Is there an O(n) time complexity solution for D?

How to solve G? any hints?

Video Editorial for A-E for anyone looking

There is an issue with the problem G: the variable $$$t$$$ has been reused. Please fix immediately. Highest priority.

Hints for problem E ?

can we do d in o(n)?

hope to be Specialist

Oh, I submitted B for three times. I might not be Specialist

Yesterday,I used 998244353 as the modulo and passed the pretests of G,but today my submission was hacked.

The pretests of G were so weak that I used 998244353 as the modulo in this problem and passed them!

But today I was hacked!

My rating is 1200. Why was this round unrated for me?

Is there any indication that the match has been unrated? My friends and I have found that this match is Unrated for us. A lot of thanks if you could reply to me. :(

In this contest, I found an act of unfair means where the user D_K_307 hacked his solution from a fake account to increase his score. Is there a way to report such things ? Proof here

After the system testing. Still didn't change the rating...

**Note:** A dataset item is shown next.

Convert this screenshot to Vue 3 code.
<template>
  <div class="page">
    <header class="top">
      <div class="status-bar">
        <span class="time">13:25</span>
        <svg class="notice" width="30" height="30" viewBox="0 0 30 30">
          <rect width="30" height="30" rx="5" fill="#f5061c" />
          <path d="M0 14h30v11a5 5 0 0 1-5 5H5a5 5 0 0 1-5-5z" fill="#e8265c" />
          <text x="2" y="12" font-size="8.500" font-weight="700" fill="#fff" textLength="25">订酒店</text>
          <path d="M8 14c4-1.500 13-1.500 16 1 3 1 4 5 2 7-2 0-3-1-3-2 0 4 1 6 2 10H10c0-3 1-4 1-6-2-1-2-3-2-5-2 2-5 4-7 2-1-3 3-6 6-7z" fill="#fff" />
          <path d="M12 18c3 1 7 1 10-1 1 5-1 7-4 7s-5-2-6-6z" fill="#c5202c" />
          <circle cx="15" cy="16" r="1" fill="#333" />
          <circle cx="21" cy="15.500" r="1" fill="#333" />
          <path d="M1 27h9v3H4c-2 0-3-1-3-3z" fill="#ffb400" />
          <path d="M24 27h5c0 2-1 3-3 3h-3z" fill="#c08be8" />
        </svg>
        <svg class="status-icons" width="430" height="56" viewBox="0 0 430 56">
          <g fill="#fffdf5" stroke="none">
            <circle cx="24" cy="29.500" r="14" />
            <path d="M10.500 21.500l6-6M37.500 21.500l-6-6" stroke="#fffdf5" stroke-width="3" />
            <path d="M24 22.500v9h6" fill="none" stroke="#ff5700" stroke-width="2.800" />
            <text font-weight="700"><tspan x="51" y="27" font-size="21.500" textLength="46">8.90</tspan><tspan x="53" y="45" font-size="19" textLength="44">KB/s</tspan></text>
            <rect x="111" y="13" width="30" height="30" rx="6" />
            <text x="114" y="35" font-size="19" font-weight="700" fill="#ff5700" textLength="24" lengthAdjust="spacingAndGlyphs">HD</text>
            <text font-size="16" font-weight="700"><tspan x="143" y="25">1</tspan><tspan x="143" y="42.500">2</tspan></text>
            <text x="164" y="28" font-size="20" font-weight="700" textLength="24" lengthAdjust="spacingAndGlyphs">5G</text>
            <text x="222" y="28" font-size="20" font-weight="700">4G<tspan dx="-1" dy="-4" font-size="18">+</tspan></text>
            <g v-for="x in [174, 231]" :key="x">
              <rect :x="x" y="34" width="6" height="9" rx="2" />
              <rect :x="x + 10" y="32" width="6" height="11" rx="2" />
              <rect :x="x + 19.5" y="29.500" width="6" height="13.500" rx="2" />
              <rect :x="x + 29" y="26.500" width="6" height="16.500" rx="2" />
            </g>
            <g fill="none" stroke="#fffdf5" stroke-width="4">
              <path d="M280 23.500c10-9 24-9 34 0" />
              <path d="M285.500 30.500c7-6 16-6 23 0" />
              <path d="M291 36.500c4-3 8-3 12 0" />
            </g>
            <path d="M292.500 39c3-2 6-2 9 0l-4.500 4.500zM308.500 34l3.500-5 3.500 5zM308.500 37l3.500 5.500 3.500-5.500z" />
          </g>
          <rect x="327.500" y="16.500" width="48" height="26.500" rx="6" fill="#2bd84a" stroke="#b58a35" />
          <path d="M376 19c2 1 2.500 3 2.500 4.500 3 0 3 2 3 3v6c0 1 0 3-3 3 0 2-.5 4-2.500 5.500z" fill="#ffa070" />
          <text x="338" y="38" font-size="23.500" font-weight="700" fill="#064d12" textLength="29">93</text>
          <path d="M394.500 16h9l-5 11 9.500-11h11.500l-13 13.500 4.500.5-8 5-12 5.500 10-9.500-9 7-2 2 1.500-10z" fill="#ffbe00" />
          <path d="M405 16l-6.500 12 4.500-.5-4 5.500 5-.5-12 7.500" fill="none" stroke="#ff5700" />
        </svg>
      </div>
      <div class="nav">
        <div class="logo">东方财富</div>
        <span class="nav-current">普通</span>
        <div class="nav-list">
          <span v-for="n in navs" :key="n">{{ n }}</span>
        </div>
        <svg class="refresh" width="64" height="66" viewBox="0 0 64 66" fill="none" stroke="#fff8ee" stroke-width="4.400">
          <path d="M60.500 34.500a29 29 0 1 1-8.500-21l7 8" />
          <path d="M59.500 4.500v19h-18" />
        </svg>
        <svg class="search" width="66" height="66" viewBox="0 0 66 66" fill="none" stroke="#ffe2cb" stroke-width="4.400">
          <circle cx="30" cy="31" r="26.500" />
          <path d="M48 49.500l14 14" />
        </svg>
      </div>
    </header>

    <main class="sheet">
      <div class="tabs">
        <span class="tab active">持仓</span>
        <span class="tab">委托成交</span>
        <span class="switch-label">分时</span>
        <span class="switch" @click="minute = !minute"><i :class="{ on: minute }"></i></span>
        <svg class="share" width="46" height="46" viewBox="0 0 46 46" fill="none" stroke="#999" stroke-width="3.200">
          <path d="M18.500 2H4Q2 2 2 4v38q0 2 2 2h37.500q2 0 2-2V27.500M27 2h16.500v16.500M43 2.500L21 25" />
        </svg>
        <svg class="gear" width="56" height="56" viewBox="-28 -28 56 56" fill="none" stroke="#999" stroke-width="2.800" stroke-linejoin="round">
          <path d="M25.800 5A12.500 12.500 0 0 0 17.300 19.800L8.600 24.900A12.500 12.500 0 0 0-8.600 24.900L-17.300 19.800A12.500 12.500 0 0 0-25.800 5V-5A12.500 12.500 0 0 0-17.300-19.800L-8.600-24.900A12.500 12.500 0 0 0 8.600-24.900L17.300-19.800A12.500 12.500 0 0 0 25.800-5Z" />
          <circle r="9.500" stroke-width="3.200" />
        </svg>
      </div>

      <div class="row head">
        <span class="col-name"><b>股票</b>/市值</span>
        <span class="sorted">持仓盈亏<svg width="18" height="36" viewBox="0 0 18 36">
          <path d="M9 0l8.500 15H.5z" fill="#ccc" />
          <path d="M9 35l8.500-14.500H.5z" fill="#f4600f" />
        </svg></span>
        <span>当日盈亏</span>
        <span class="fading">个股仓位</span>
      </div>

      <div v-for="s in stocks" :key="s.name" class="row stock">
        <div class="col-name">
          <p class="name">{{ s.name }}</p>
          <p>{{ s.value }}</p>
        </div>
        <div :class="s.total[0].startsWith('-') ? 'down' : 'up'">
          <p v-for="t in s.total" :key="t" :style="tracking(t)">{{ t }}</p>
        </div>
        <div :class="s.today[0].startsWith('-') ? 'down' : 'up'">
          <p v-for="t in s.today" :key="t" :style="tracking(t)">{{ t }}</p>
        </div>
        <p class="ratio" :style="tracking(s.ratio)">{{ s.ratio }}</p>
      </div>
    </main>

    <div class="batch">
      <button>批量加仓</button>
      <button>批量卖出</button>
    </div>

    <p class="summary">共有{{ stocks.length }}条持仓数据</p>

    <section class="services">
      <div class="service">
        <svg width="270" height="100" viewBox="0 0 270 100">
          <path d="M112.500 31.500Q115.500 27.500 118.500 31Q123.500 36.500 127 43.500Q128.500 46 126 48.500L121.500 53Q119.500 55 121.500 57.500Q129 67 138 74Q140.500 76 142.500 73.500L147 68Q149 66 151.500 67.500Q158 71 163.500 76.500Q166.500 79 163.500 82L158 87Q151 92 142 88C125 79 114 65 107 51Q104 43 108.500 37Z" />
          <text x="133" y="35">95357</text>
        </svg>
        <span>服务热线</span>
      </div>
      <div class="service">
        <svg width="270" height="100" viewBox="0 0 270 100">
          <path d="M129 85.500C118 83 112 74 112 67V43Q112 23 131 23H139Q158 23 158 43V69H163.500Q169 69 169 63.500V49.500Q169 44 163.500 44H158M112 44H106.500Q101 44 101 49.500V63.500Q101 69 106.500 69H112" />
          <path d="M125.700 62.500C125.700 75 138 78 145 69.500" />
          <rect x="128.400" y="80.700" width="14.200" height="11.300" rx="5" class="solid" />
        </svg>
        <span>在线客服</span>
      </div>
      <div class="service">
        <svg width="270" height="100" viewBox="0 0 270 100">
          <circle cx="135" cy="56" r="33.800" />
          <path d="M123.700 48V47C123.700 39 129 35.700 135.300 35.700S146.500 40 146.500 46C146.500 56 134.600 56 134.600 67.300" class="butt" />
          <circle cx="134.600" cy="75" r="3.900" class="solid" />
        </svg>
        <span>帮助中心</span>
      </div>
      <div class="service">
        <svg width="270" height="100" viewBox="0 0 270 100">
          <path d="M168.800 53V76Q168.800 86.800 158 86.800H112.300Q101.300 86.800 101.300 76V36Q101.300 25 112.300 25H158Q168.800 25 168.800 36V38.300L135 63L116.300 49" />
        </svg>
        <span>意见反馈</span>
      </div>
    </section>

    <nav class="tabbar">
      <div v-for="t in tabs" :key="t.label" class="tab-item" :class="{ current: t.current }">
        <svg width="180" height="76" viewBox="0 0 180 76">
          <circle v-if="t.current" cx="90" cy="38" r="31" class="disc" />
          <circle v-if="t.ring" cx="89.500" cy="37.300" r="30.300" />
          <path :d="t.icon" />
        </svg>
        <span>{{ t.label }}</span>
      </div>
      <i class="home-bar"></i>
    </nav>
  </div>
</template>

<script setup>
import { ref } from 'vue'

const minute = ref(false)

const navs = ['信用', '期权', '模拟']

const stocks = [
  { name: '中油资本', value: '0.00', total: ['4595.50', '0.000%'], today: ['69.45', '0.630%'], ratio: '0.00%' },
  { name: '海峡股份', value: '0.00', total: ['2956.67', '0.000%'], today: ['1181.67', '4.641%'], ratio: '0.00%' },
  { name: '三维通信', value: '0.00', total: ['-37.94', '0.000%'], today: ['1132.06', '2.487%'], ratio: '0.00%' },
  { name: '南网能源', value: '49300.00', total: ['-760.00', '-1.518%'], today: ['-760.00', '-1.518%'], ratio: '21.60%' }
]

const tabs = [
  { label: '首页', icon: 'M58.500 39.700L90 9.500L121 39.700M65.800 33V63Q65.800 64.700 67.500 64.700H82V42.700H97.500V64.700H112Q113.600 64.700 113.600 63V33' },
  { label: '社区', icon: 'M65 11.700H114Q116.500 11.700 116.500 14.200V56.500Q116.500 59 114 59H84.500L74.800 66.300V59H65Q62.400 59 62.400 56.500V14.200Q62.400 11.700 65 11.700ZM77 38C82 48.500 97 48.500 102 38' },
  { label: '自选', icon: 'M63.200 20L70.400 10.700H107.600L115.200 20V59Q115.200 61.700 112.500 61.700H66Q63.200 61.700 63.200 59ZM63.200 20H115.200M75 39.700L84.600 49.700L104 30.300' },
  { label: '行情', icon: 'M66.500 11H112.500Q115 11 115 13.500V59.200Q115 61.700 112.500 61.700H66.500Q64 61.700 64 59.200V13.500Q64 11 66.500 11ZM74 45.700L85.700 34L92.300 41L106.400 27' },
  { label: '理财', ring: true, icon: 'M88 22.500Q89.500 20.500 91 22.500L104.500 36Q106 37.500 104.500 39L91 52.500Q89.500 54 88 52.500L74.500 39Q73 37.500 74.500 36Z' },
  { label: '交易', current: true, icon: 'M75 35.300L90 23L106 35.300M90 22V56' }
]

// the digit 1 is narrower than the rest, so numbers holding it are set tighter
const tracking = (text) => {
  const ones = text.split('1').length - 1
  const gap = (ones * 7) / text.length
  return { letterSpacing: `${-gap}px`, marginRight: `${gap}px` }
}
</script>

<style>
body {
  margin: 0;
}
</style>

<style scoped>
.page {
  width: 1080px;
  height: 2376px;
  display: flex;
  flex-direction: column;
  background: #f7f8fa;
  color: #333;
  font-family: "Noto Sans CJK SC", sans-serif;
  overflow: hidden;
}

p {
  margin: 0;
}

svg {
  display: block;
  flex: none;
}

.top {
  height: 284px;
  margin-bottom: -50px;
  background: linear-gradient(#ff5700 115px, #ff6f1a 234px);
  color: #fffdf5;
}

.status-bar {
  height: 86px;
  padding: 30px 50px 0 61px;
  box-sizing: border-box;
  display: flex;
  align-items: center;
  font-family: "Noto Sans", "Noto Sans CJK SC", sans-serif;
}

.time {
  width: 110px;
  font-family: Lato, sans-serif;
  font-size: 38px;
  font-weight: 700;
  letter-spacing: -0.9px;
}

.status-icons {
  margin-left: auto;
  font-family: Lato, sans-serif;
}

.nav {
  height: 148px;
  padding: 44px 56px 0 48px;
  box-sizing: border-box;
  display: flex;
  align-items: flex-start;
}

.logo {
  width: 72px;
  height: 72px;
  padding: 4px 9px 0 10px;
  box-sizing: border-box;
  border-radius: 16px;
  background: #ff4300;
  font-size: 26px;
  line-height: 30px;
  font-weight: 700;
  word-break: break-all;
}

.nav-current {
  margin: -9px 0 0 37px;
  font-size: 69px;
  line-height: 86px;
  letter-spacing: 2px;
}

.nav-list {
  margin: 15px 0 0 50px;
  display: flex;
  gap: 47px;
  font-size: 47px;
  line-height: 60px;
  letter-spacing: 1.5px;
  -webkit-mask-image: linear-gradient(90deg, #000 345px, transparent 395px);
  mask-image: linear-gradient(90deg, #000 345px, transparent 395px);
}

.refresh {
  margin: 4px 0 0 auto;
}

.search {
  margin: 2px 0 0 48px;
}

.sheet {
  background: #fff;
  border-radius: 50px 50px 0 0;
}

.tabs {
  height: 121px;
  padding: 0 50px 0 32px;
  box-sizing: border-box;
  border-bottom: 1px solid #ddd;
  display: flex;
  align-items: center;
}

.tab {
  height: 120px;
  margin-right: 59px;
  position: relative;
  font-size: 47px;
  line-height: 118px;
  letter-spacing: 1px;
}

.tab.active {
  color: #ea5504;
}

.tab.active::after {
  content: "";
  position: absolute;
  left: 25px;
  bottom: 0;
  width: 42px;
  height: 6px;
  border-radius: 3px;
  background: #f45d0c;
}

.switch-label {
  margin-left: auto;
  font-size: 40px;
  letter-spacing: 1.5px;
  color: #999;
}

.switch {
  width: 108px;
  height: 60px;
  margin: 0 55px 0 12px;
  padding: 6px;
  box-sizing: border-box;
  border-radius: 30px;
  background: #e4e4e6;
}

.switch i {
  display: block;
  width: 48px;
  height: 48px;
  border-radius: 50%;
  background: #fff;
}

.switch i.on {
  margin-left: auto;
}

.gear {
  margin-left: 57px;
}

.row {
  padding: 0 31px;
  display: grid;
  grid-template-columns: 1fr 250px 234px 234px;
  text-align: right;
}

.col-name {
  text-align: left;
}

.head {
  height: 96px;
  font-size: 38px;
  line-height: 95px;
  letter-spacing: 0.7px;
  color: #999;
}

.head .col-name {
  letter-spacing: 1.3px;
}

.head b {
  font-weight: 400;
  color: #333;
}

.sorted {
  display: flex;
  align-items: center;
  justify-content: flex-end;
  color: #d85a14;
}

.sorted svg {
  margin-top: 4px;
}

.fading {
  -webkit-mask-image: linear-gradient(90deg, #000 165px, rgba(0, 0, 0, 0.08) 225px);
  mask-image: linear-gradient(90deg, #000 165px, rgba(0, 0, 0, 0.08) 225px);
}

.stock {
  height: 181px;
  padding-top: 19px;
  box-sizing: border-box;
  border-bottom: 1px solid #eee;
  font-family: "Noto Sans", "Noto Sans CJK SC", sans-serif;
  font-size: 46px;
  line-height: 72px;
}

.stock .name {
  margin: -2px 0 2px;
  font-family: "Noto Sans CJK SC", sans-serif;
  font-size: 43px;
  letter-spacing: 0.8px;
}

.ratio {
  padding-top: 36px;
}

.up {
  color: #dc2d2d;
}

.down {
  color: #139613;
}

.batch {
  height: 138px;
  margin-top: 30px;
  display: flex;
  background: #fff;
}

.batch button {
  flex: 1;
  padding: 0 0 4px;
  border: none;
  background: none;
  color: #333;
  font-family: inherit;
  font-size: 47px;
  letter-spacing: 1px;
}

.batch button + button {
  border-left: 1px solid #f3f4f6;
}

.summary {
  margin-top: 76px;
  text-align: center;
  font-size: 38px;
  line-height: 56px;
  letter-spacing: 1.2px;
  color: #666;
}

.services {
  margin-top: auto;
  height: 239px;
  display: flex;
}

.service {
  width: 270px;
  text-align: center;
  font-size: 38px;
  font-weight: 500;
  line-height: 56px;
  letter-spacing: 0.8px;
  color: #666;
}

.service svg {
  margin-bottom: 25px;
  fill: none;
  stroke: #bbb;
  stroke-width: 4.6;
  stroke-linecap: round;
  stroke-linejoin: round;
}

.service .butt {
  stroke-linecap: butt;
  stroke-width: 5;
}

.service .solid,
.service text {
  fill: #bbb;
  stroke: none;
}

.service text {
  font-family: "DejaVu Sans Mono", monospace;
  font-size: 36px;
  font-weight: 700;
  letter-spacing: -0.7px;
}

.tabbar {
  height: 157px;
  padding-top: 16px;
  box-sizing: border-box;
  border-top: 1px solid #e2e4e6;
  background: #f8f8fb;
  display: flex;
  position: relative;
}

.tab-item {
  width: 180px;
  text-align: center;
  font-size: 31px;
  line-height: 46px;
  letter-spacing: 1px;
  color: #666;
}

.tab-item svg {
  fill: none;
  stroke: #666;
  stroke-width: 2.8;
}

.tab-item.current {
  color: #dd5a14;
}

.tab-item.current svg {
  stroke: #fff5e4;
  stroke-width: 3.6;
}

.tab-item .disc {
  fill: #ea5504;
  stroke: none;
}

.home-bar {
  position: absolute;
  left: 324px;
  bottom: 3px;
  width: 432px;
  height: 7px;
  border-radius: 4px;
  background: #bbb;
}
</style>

Mr. Vladosiya I think it is your best contest.Make more contests

Waiting for rating changes with 29138 others :)__ Edit: Released yaay

The system told me that I cheated because of my Problem G solution coinciding with others. However, this problem had a same version on http://poj.org/problem?id=3463 ,and I had finished the problem with the help of a blog https://www.cnblogs.com/xingxing1024/p/5224363.html .So I use the code to finish problem G.Is it illegal?

The system told me to cheat because my g question is highly similar to others, but this question is written with reference to a board written before. The link is: https://www.acwing.com/problem/content/385/ , I did this question six months ago. I hope I can get a reply. Thank you.

[deleted]

Nice contest, I really liked it! I went from newbie all the way up to specialist :D!

is there an Editorial?

There's a piece of news floating around on Reddit that Russia is gonna cut off the global internet from 11th March. Is it correct? And is it gonna affect codeforces?